§ **Task requirements**
Pick out each line of the records in which the word "this" appears.

§ **Extracted data**
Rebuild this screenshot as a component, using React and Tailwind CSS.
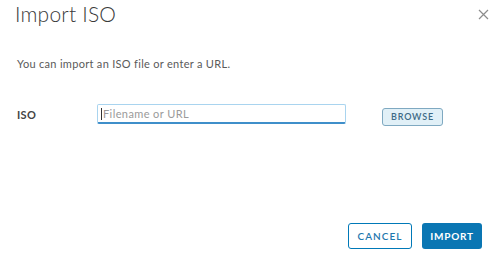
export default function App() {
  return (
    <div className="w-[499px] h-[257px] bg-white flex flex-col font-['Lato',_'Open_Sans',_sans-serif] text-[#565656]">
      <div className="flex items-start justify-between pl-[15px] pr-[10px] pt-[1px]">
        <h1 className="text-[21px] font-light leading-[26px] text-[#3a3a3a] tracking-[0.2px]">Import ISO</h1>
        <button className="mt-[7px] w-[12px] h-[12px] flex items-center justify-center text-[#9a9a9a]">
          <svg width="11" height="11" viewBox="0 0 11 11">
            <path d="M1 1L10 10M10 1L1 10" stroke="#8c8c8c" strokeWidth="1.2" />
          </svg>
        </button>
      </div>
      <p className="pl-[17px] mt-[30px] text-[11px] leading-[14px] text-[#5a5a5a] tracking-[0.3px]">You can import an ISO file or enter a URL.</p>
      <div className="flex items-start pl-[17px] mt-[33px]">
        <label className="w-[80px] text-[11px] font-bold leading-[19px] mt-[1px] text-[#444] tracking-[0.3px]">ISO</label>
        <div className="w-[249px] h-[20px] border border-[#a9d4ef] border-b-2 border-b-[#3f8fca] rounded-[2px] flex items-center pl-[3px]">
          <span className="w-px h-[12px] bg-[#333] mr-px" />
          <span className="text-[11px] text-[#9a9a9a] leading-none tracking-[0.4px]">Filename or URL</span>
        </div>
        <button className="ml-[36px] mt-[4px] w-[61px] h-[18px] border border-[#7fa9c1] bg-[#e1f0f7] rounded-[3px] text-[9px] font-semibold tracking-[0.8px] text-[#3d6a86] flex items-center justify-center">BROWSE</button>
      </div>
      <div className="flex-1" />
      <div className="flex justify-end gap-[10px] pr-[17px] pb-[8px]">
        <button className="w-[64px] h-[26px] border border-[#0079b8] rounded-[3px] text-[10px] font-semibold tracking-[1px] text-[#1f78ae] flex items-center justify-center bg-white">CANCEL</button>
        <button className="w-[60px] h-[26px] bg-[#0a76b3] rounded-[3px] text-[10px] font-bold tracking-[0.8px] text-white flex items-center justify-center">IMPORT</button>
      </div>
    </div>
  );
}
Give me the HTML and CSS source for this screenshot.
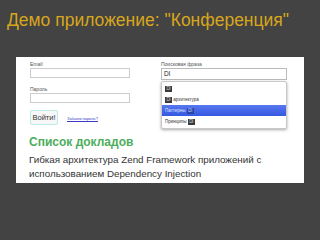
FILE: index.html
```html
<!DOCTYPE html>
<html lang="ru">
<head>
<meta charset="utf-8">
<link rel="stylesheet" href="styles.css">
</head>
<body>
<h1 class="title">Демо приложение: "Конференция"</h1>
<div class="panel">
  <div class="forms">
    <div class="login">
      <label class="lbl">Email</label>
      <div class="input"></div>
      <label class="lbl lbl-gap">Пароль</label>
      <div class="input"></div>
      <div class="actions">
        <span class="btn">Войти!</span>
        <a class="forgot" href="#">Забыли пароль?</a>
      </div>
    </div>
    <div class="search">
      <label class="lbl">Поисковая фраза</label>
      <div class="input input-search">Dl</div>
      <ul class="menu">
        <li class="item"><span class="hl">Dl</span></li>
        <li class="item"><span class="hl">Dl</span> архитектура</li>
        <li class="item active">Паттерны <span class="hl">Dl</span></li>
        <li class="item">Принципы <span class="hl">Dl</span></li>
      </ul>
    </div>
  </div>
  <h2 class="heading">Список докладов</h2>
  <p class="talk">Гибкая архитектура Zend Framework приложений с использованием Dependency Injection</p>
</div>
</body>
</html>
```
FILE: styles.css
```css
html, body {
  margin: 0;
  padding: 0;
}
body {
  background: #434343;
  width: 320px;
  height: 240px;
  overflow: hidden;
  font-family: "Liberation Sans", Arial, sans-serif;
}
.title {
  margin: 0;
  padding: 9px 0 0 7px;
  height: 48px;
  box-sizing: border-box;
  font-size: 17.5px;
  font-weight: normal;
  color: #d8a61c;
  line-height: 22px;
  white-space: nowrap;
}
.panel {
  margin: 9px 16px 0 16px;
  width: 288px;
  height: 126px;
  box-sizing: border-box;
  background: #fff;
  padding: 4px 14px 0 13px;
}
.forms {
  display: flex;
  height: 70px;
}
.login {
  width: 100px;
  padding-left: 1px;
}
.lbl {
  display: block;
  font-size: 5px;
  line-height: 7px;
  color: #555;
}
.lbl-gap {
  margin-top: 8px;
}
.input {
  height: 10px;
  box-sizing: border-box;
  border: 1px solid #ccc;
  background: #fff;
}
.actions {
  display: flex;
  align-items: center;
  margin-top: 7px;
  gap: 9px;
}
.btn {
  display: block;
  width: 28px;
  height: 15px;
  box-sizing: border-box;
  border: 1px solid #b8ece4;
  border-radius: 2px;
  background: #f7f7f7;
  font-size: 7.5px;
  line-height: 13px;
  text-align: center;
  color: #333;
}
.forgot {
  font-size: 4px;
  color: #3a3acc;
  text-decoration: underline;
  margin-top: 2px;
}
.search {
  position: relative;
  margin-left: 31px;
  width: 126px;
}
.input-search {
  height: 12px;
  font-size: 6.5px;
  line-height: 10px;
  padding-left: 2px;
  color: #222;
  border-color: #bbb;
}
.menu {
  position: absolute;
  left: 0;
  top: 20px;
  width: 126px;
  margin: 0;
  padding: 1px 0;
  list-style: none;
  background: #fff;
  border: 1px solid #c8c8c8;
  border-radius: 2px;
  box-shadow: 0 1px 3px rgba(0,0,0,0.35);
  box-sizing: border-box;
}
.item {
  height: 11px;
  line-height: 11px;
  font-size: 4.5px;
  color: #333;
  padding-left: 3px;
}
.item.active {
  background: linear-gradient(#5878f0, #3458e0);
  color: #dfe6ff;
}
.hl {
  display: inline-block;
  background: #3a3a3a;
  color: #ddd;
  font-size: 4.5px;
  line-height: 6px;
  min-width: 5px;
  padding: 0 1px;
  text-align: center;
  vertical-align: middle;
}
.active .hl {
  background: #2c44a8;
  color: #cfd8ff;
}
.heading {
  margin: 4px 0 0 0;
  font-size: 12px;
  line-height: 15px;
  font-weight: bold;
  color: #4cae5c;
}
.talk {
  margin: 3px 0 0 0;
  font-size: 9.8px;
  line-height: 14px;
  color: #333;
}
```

§ **Response to the task**
Rebuild this screenshot as a component, using React and Tailwind CSS.
Give me the HTML and CSS source for this screenshot.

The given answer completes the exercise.